**Your instructions**
Output all records precisely as written.

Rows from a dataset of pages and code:
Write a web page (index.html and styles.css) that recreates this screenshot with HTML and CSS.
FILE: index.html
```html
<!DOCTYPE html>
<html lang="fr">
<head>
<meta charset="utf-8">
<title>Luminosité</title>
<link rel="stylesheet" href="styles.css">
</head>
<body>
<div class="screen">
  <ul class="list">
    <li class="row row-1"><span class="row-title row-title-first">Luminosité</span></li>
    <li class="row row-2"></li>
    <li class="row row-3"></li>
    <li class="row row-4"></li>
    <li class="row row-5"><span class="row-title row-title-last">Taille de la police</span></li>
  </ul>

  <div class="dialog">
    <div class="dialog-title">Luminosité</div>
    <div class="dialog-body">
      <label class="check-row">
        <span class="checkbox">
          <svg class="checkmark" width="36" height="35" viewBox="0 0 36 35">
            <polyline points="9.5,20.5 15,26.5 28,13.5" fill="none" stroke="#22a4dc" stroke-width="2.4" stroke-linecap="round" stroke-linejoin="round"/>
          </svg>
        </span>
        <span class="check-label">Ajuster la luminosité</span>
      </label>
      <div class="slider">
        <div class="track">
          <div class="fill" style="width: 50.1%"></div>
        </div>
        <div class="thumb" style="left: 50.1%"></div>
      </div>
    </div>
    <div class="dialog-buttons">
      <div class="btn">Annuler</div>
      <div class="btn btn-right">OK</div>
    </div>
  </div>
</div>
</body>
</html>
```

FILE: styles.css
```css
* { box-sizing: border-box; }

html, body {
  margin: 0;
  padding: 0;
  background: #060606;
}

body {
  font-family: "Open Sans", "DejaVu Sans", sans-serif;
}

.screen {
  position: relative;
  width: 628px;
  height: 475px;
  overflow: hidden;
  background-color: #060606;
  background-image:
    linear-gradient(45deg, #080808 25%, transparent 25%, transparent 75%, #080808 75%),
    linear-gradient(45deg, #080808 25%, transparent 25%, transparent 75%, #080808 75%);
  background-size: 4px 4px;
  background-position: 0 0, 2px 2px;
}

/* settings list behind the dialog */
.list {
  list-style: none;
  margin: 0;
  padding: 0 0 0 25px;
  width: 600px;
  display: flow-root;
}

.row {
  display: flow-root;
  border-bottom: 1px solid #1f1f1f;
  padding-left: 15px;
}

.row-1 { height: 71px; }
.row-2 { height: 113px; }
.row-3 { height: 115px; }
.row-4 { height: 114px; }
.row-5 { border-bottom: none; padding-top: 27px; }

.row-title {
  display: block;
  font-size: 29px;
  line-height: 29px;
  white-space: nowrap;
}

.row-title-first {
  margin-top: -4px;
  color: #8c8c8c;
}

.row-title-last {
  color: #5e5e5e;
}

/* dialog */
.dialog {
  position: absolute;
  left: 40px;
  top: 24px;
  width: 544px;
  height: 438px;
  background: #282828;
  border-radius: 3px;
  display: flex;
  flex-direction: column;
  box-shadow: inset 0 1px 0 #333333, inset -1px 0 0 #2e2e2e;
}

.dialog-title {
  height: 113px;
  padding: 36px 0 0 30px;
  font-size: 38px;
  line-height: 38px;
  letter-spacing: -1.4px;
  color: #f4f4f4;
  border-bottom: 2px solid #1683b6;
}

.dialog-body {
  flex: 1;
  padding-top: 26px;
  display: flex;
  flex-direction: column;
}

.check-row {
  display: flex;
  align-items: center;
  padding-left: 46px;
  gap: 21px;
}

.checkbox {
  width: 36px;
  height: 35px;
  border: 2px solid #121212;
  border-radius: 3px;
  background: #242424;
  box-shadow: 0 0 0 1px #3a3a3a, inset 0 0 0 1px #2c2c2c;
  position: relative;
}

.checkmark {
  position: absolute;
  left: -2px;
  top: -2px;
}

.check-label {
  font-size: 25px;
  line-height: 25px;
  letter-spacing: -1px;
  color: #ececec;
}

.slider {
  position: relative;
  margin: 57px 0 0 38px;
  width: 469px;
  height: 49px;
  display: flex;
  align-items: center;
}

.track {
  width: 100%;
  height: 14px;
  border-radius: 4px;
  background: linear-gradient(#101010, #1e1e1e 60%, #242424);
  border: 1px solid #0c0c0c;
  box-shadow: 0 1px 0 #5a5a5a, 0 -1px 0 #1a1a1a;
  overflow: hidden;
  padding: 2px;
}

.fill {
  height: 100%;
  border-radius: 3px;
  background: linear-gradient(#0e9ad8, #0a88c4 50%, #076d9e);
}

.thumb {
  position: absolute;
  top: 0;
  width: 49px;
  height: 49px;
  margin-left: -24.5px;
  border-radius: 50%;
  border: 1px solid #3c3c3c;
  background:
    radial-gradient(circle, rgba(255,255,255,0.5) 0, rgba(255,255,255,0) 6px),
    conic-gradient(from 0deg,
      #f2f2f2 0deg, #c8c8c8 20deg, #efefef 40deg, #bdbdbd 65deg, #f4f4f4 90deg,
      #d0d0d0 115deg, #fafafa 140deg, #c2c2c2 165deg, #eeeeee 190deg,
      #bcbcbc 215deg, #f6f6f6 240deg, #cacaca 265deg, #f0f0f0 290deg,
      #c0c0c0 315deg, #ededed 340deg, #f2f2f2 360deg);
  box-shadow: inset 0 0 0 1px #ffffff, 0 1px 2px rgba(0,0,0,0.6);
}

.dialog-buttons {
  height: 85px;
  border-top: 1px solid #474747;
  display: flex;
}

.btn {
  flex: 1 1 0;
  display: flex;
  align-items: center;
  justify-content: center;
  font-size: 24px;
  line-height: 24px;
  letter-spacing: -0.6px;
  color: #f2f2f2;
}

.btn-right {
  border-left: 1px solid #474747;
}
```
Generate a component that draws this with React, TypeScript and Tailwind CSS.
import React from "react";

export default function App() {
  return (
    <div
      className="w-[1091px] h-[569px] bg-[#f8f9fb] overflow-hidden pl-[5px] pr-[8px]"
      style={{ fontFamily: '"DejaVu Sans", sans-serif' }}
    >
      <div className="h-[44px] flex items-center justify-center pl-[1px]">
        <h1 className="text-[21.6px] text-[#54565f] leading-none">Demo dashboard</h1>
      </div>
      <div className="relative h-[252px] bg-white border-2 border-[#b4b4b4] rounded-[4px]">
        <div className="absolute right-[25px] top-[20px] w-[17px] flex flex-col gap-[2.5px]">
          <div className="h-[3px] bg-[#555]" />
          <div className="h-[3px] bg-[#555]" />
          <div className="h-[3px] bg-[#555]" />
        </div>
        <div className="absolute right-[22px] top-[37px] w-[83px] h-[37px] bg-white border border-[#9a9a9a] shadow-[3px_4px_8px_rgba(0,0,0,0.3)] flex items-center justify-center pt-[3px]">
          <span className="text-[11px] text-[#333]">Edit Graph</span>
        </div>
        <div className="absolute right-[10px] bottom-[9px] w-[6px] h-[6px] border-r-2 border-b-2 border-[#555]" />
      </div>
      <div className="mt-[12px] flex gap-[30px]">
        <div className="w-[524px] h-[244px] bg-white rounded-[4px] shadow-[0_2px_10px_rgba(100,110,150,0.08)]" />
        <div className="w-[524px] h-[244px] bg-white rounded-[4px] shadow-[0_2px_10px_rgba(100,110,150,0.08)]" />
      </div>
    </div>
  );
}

**Written solution**
Write a web page (index.html and styles.css) that recreates this screenshot with HTML and CSS.
FILE: index.html
```html
<!DOCTYPE html>
<html lang="fr">
<head>
<meta charset="utf-8">
<title>Luminosité</title>
<link rel="stylesheet" href="styles.css">
</head>
<body>
<div class="screen">
  <ul class="list">
    <li class="row row-1"><span class="row-title row-title-first">Luminosité</span></li>
    <li class="row row-2"></li>
    <li class="row row-3"></li>
    <li class="row row-4"></li>
    <li class="row row-5"><span class="row-title row-title-last">Taille de la police</span></li>
  </ul>

  <div class="dialog">
    <div class="dialog-title">Luminosité</div>
    <div class="dialog-body">
      <label class="check-row">
        <span class="checkbox">
          <svg class="checkmark" width="36" height="35" viewBox="0 0 36 35">
            <polyline points="9.5,20.5 15,26.5 28,13.5" fill="none" stroke="#22a4dc" stroke-width="2.4" stroke-linecap="round" stroke-linejoin="round"/>
          </svg>
        </span>
        <span class="check-label">Ajuster la luminosité</span>
      </label>
      <div class="slider">
        <div class="track">
          <div class="fill" style="width: 50.1%"></div>
        </div>
        <div class="thumb" style="left: 50.1%"></div>
      </div>
    </div>
    <div class="dialog-buttons">
      <div class="btn">Annuler</div>
      <div class="btn btn-right">OK</div>
    </div>
  </div>
</div>
</body>
</html>
```

FILE: styles.css
```css
* { box-sizing: border-box; }

html, body {
  margin: 0;
  padding: 0;
  background: #060606;
}

body {
  font-family: "Open Sans", "DejaVu Sans", sans-serif;
}

.screen {
  position: relative;
  width: 628px;
  height: 475px;
  overflow: hidden;
  background-color: #060606;
  background-image:
    linear-gradient(45deg, #080808 25%, transparent 25%, transparent 75%, #080808 75%),
    linear-gradient(45deg, #080808 25%, transparent 25%, transparent 75%, #080808 75%);
  background-size: 4px 4px;
  background-position: 0 0, 2px 2px;
}

/* settings list behind the dialog */
.list {
  list-style: none;
  margin: 0;
  padding: 0 0 0 25px;
  width: 600px;
  display: flow-root;
}

.row {
  display: flow-root;
  border-bottom: 1px solid #1f1f1f;
  padding-left: 15px;
}

.row-1 { height: 71px; }
.row-2 { height: 113px; }
.row-3 { height: 115px; }
.row-4 { height: 114px; }
.row-5 { border-bottom: none; padding-top: 27px; }

.row-title {
  display: block;
  font-size: 29px;
  line-height: 29px;
  white-space: nowrap;
}

.row-title-first {
  margin-top: -4px;
  color: #8c8c8c;
}

.row-title-last {
  color: #5e5e5e;
}

/* dialog */
.dialog {
  position: absolute;
  left: 40px;
  top: 24px;
  width: 544px;
  height: 438px;
  background: #282828;
  border-radius: 3px;
  display: flex;
  flex-direction: column;
  box-shadow: inset 0 1px 0 #333333, inset -1px 0 0 #2e2e2e;
}

.dialog-title {
  height: 113px;
  padding: 36px 0 0 30px;
  font-size: 38px;
  line-height: 38px;
  letter-spacing: -1.4px;
  color: #f4f4f4;
  border-bottom: 2px solid #1683b6;
}

.dialog-body {
  flex: 1;
  padding-top: 26px;
  display: flex;
  flex-direction: column;
}

.check-row {
  display: flex;
  align-items: center;
  padding-left: 46px;
  gap: 21px;
}

.checkbox {
  width: 36px;
  height: 35px;
  border: 2px solid #121212;
  border-radius: 3px;
  background: #242424;
  box-shadow: 0 0 0 1px #3a3a3a, inset 0 0 0 1px #2c2c2c;
  position: relative;
}

.checkmark {
  position: absolute;
  left: -2px;
  top: -2px;
}

.check-label {
  font-size: 25px;
  line-height: 25px;
  letter-spacing: -1px;
  color: #ececec;
}

.slider {
  position: relative;
  margin: 57px 0 0 38px;
  width: 469px;
  height: 49px;
  display: flex;
  align-items: center;
}

.track {
  width: 100%;
  height: 14px;
  border-radius: 4px;
  background: linear-gradient(#101010, #1e1e1e 60%, #242424);
  border: 1px solid #0c0c0c;
  box-shadow: 0 1px 0 #5a5a5a, 0 -1px 0 #1a1a1a;
  overflow: hidden;
  padding: 2px;
}

.fill {
  height: 100%;
  border-radius: 3px;
  background: linear-gradient(#0e9ad8, #0a88c4 50%, #076d9e);
}

.thumb {
  position: absolute;
  top: 0;
  width: 49px;
  height: 49px;
  margin-left: -24.5px;
  border-radius: 50%;
  border: 1px solid #3c3c3c;
  background:
    radial-gradient(circle, rgba(255,255,255,0.5) 0, rgba(255,255,255,0) 6px),
    conic-gradient(from 0deg,
      #f2f2f2 0deg, #c8c8c8 20deg, #efefef 40deg, #bdbdbd 65deg, #f4f4f4 90deg,
      #d0d0d0 115deg, #fafafa 140deg, #c2c2c2 165deg, #eeeeee 190deg,
      #bcbcbc 215deg, #f6f6f6 240deg, #cacaca 265deg, #f0f0f0 290deg,
      #c0c0c0 315deg, #ededed 340deg, #f2f2f2 360deg);
  box-shadow: inset 0 0 0 1px #ffffff, 0 1px 2px rgba(0,0,0,0.6);
}

.dialog-buttons {
  height: 85px;
  border-top: 1px solid #474747;
  display: flex;
}

.btn {
  flex: 1 1 0;
  display: flex;
  align-items: center;
  justify-content: center;
  font-size: 24px;
  line-height: 24px;
  letter-spacing: -0.6px;
  color: #f2f2f2;
}

.btn-right {
  border-left: 1px solid #474747;
}
```
Generate a component that draws this with React, TypeScript and Tailwind CSS.
import React from "react";

export default function App() {
  return (
    <div
      className="w-[1091px] h-[569px] bg-[#f8f9fb] overflow-hidden pl-[5px] pr-[8px]"
      style={{ fontFamily: '"DejaVu Sans", sans-serif' }}
    >
      <div className="h-[44px] flex items-center justify-center pl-[1px]">
        <h1 className="text-[21.6px] text-[#54565f] leading-none">Demo dashboard</h1>
      </div>
      <div className="relative h-[252px] bg-white border-2 border-[#b4b4b4] rounded-[4px]">
        <div className="absolute right-[25px] top-[20px] w-[17px] flex flex-col gap-[2.5px]">
          <div className="h-[3px] bg-[#555]" />
          <div className="h-[3px] bg-[#555]" />
          <div className="h-[3px] bg-[#555]" />
        </div>
        <div className="absolute right-[22px] top-[37px] w-[83px] h-[37px] bg-white border border-[#9a9a9a] shadow-[3px_4px_8px_rgba(0,0,0,0.3)] flex items-center justify-center pt-[3px]">
          <span className="text-[11px] text-[#333]">Edit Graph</span>
        </div>
        <div className="absolute right-[10px] bottom-[9px] w-[6px] h-[6px] border-r-2 border-b-2 border-[#555]" />
      </div>
      <div className="mt-[12px] flex gap-[30px]">
        <div className="w-[524px] h-[244px] bg-white rounded-[4px] shadow-[0_2px_10px_rgba(100,110,150,0.08)]" />
        <div className="w-[524px] h-[244px] bg-white rounded-[4px] shadow-[0_2px_10px_rgba(100,110,150,0.08)]" />
      </div>
    </div>
  );
}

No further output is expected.